Poker is a great game to learn to understand EV/variance.

I wonder what the expected value of entrepreneurship is?

I rather suspect it is significantly negative, because most new businesses fail and the venture capital system means gambling with someone else's money.

Not to mention the rules are known in gambling, such as required minimum bets. Business has no such courtesy. The criterion is worthless if your small bets always result in failures because you need capital to get going.
If the preconditions arent met but you are sure they are, yes.
> Match your ambition to your means.

"Suck it up" as the ultimate in life advice to those born less lucky lacks a certain something to the more empathetic folks out there.

That may just be reality. The Disney movies telling everyone they can be princesses may be the cruel ones at the end of the day.

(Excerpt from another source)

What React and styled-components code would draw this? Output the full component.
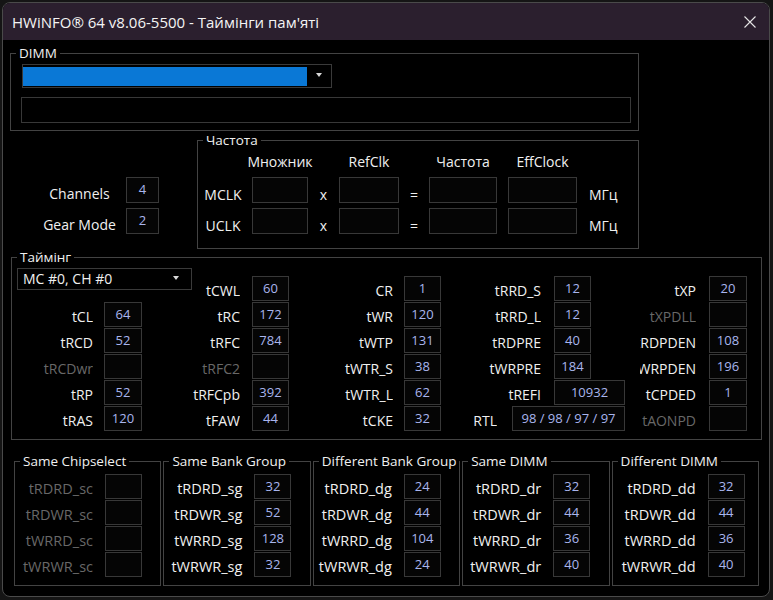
import styled, { createGlobalStyle } from "styled-components";

const GlobalStyle = createGlobalStyle`
  html, body {
    margin: 0;
    padding: 0;
    background: #151515;
  }
  body {
    font-family: "Open Sans", "Noto Sans", sans-serif;
    color: #f0f0f0;
  }
  * {
    box-sizing: border-box;
  }
`;

// top timing block: [label, value, dim, extra]
const timingCols = [
  { labelW: 81, gap: 11, boxW: 38, pad: 0 },
  { labelW: 98, gap: 12, boxW: 37, pad: 0 },
  { labelW: 104, gap: 11, boxW: 37, pad: 0 },
  { labelW: 100, gap: 13, boxW: 37, pad: 0 },
  { labelW: 56, gap: 13, boxW: 38, pad: 15 },
];

const timingRows = [
  [null, ["tCWL", "60"], ["CR", "1"], ["tRRD_S", "12"], ["tXP", "20"]],
  [["tCL", "64"], ["tRC", "172"], ["tWR", "120"], ["tRRD_L", "12"], ["tXPDLL", "", true]],
  [["tRCD", "52"], ["tRFC", "784"], ["tWTP", "131"], ["tRDPRE", "40"], ["tRDPDEN", "108"]],
  [["tRCDwr", "", true], ["tRFC2", "", true], ["tWTR_S", "38"], ["tWRPRE", "184"], ["tWRPDEN", "196"]],
  [["tRP", "52"], ["tRFCpb", "392"], ["tWTR_L", "62"], ["tREFI", "10932", false, { boxW: 71 }], ["tCPDED", "1"]],
  [["tRAS", "120"], ["tFAW", "44"], ["tCKE", "32"], ["RTL", "98 / 98 / 97 / 97", false, { labelW: 56, gap: 15, boxW: 113 }], ["tAONPD", "", true]],
];

const groups = [
  { title: "Same Chipselect", labelW: 78, dim: true, rows: [["tRDRD_sc", ""], ["tRDWR_sc", ""], ["tWRRD_sc", ""], ["tWRWR_sc", ""]] },
  { title: "Same Bank Group", labelW: 78, rows: [["tRDRD_sg", "32"], ["tRDWR_sg", "52"], ["tWRRD_sg", "128"], ["tWRWR_sg", "32"]] },
  { title: "Different Bank Group", labelW: 78, rows: [["tRDRD_dg", "24"], ["tRDWR_dg", "44"], ["tWRRD_dg", "104"], ["tWRWR_dg", "24"]] },
  { title: "Same DIMM", labelW: 78, rows: [["tRDRD_dr", "32"], ["tRDWR_dr", "44"], ["tWRRD_dr", "36"], ["tWRWR_dr", "40"]] },
  { title: "Different DIMM", labelW: 83, rows: [["tRDRD_dd", "32"], ["tRDWR_dd", "44"], ["tWRRD_dd", "36"], ["tWRWR_dd", "40"]] },
];

const DropArrow = () => (
  <svg width="6" height="4" viewBox="0 0 6 4">
    <path d="M0 0 H6 L3 4 Z" fill="#d8d8d8" />
  </svg>
);

export default function App() {
  return (
    <>
      <GlobalStyle />
      <Window>
        <TitleBar>
          <Title>HWiNFO® 64 v8.06-5500 - Таймінги пам'яті</Title>
          <CloseBtn>
            <svg width="12" height="12" viewBox="0 0 12 12">
              <path d="M0.5 0.5 L11.5 11.5 M11.5 0.5 L0.5 11.5" stroke="#e4e4e4" strokeWidth="1.1" />
            </svg>
          </CloseBtn>
        </TitleBar>

        <Body>
          <Group $w={629} $h={86}>
            <Legend>DIMM</Legend>
            <DimmInner>
              <DimmCombo>
                <Selected />
                <ArrowSlot>
                  <DropArrow />
                </ArrowSlot>
              </DimmCombo>
              <TextBox />
            </DimmInner>
          </Group>

          <MidRow>
            <InfoCol>
              <InfoLabel>Channels</InfoLabel>
              <Value $w={33} $h={26}>4</Value>
              <InfoLabel>Gear Mode</InfoLabel>
              <Value $w={33} $h={26}>2</Value>
            </InfoCol>

            <Group $w={442} $h={117}>
              <Legend>Частота</Legend>
              <FreqGrid>
                <HeadText $col={2}>Множник</HeadText>
                <HeadText $col={4}>RefClk</HeadText>
                <HeadText $col={6}>Частота</HeadText>
                <HeadText $col={8}>EffClock</HeadText>
                {["MCLK", "UCLK"].map((name, i) => (
                  <FreqRow key={name} $row={i + 2}>
                    <FreqText $col={1} $center>{name}</FreqText>
                    <FreqBox $col={2} />
                    <FreqText $col={3} $center>x</FreqText>
                    <FreqBox $col={4} />
                    <FreqText $col={5} $center>=</FreqText>
                    <FreqBox $col={6} />
                    <FreqBox $col={8} />
                    <FreqText $col={10}>МГц</FreqText>
                  </FreqRow>
                ))}
              </FreqGrid>
            </Group>
          </MidRow>

          <Group $w={751} $h={191} $ml={1}>
            <Legend>Таймінг</Legend>
            <TimingGrid>
              <McCombo>
                <span>MC #0, CH #0</span>
                <DropArrow />
              </McCombo>
              {timingRows.map((row, r) =>
                row.map((cell, c) => {
                  if (!cell) return null;
                  const [label, value, dim, over] = cell;
                  const col = { ...timingCols[c], ...(over || {}) };
                  return (
                    <TCell key={label} $col={c + 1} $row={r + 2} $pad={col.pad}>
                      <TLabel $w={col.labelW} $gap={col.gap} $dim={dim}>
                        <span>{label}</span>
                      </TLabel>
                      <Value $w={col.boxW} $h={25}>{value}</Value>
                    </TCell>
                  );
                })
              )}
            </TimingGrid>
          </Group>

          <BottomRow>
            {groups.map((g) => (
              <Group key={g.title} $h={133}>
                <Legend>{g.title}</Legend>
                <PairGrid $labelW={g.labelW}>
                  {g.rows.map(([label, value]) => (
                    <Pair key={label}>
                      <PairLabel $dim={g.dim}>{label}</PairLabel>
                      <Value $w={37} $h={25}>{value}</Value>
                    </Pair>
                  ))}
                </PairGrid>
              </Group>
            ))}
          </BottomRow>
        </Body>
      </Window>
    </>
  );
}

const Window = styled.div`
  margin: 2px 0 0 2px;
  width: 768px;
  height: 595px;
  border: 1px solid #4a4a4a;
  border-radius: 8px;
  background: #000;
  overflow: hidden;
  display: flex;
  flex-direction: column;
`;

const TitleBar = styled.div`
  flex: none;
  height: 37px;
  display: flex;
  align-items: center;
  justify-content: space-between;
  background: #2b1f2e;
  padding-left: 9px;
`;

const Title = styled.div`
  font-size: 15px;
  color: #f4f4f4;
  white-space: nowrap;
`;

const CloseBtn = styled.div`
  width: 38px;
  height: 37px;
  display: flex;
  align-items: center;
  justify-content: center;
`;

const Body = styled.div`
  padding: 5px 0 0 7px;
`;

const Group = styled.fieldset`
  margin: 0 0 0 ${(p) => p.$ml || 0}px;
  padding: 0;
  min-width: 0;
  border: 1px solid #434343;
  width: ${(p) => (p.$w ? `${p.$w}px` : "auto")};
  height: ${(p) => p.$h}px;
`;

const Legend = styled.legend`
  margin-left: 5px;
  padding: 0 3px;
  font-size: 13.5px;
  line-height: 16px;
  color: #f0f0f0;
  white-space: nowrap;
`;

const DimmInner = styled.div`
  padding: 3px 0 0 11px;
`;

const DimmCombo = styled.div`
  width: 310px;
  height: 24px;
  border: 1px solid #3a3a3a;
  display: flex;
  padding: 2px 0 1px 0;
`;

const Selected = styled.div`
  width: 284px;
  background: #0a78d6;
`;

const ArrowSlot = styled.div`
  flex: 1;
  display: flex;
  align-items: center;
  justify-content: center;
  padding-bottom: 3px;
`;

const TextBox = styled.div`
  margin: 9px 0 0 -1px;
  width: 610px;
  height: 26px;
  border: 1px solid #383838;
`;

const MidRow = styled.div`
  display: flex;
  margin-top: 1px;
`;

const InfoCol = styled.div`
  width: 187px;
  padding: 45px 0 0 30px;
  display: grid;
  grid-template-columns: 79px 33px;
  grid-auto-rows: 26px;
  column-gap: 7px;
  row-gap: 5px;
  align-content: start;
`;

const InfoLabel = styled.div`
  display: flex;
  align-items: center;
  justify-content: center;
  padding-top: 6px;
  font-size: 14px;
  white-space: nowrap;
`;

const Value = styled.div`
  width: ${(p) => p.$w}px;
  height: ${(p) => p.$h}px;
  flex: none;
  border: 1px solid #383838;
  background: #050505;
  display: flex;
  align-items: center;
  justify-content: center;
  padding-bottom: 2px;
  font-size: 13px;
  color: #a9b5ee;
  white-space: nowrap;
`;

const FreqGrid = styled.div`
  display: grid;
  grid-template-columns: 54px 56px 31px 60px 30px 68px 11px 69px 12px auto;
  grid-template-rows: 26px 29px 31px;
`;

const HeadText = styled.div`
  grid-row: 1;
  grid-column: ${(p) => p.$col};
  display: flex;
  align-items: center;
  justify-content: center;
  font-size: 14px;
  white-space: nowrap;
`;

const FreqRow = styled.div`
  display: contents;
  & > * {
    grid-row: ${(p) => p.$row};
  }
`;

const FreqText = styled.div`
  grid-column: ${(p) => p.$col};
  align-self: end;
  height: 26px;
  display: flex;
  align-items: center;
  justify-content: ${(p) => (p.$center ? "center" : "flex-start")};
  padding-top: 8px;
  padding-right: ${(p) => (p.$col === 1 ? 4 : 0)}px;
  font-size: 14px;
  white-space: nowrap;
`;

const FreqBox = styled.div`
  grid-column: ${(p) => p.$col};
  align-self: end;
  height: 26px;
  border: 1px solid #383838;
  background: #050505;
`;

const TimingGrid = styled.div`
  margin-top: 3px;
  display: grid;
  grid-template-columns: 130px 147px 152px 184px 122px;
  grid-template-rows: 8px repeat(6, 26px);
`;

const McCombo = styled.div`
  grid-column: 1;
  grid-row: 1 / span 2;
  align-self: start;
  width: 175px;
  height: 22px;
  margin-left: 5px;
  border: 1px solid #3a3a3a;
  display: flex;
  align-items: center;
  justify-content: space-between;
  padding: 0 12px 1px 5px;
  font-size: 14px;
  white-space: nowrap;
  svg {
    margin-top: -2px;
  }
`;

const TCell = styled.div`
  grid-column: ${(p) => p.$col};
  grid-row: ${(p) => p.$row};
  display: flex;
  align-items: flex-start;
  padding-left: ${(p) => p.$pad}px;
`;

const TLabel = styled.div`
  width: ${(p) => p.$w}px;
  margin-right: ${(p) => p.$gap}px;
  height: 25px;
  flex: none;
  display: flex;
  justify-content: flex-end;
  align-items: center;
  padding-top: 3px;
  overflow: hidden;
  white-space: nowrap;
  font-size: 14px;
  color: ${(p) => (p.$dim ? "#686868" : "#f0f0f0")};
  span {
    flex: none;
  }
`;

const BottomRow = styled.div`
  margin: 13px 0 0 4px;
  width: 745px;
  display: grid;
  grid-template-columns: repeat(5, 1fr);
  column-gap: 2px;
`;

const PairGrid = styled.div`
  padding-top: 5px;
  display: grid;
  grid-template-columns: ${(p) => p.$labelW}px 37px;
  grid-auto-rows: 25px;
  column-gap: 12px;
  row-gap: 1px;
`;

const Pair = styled.div`
  display: contents;
`;

const PairLabel = styled.div`
  display: flex;
  justify-content: flex-end;
  align-items: center;
  padding-top: 3px;
  font-size: 14.5px;
  white-space: nowrap;
  color: ${(p) => (p.$dim ? "#686868" : "#f0f0f0")};
`;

You will not have the same opportunities. Look closely at the ones you have and don't ignore them for sour grapes.

Anything more than "sucks to be you" requires opportunity or real costs and basically no one is willing to do.

Heck even the cases of tutorship are reserved for the lucky talented ones.

that is not analogous to 'suck it up' its calibration. Kelly criterion applied to blackjack for example. Play 5 dollar min bets, 100 max if you have a 30k purse and play perfectly. you wont withstand volatility iver 100 hours.

I hope this clarifies your misunderstanding

How do you reduce your bet size when you're betting years of your life?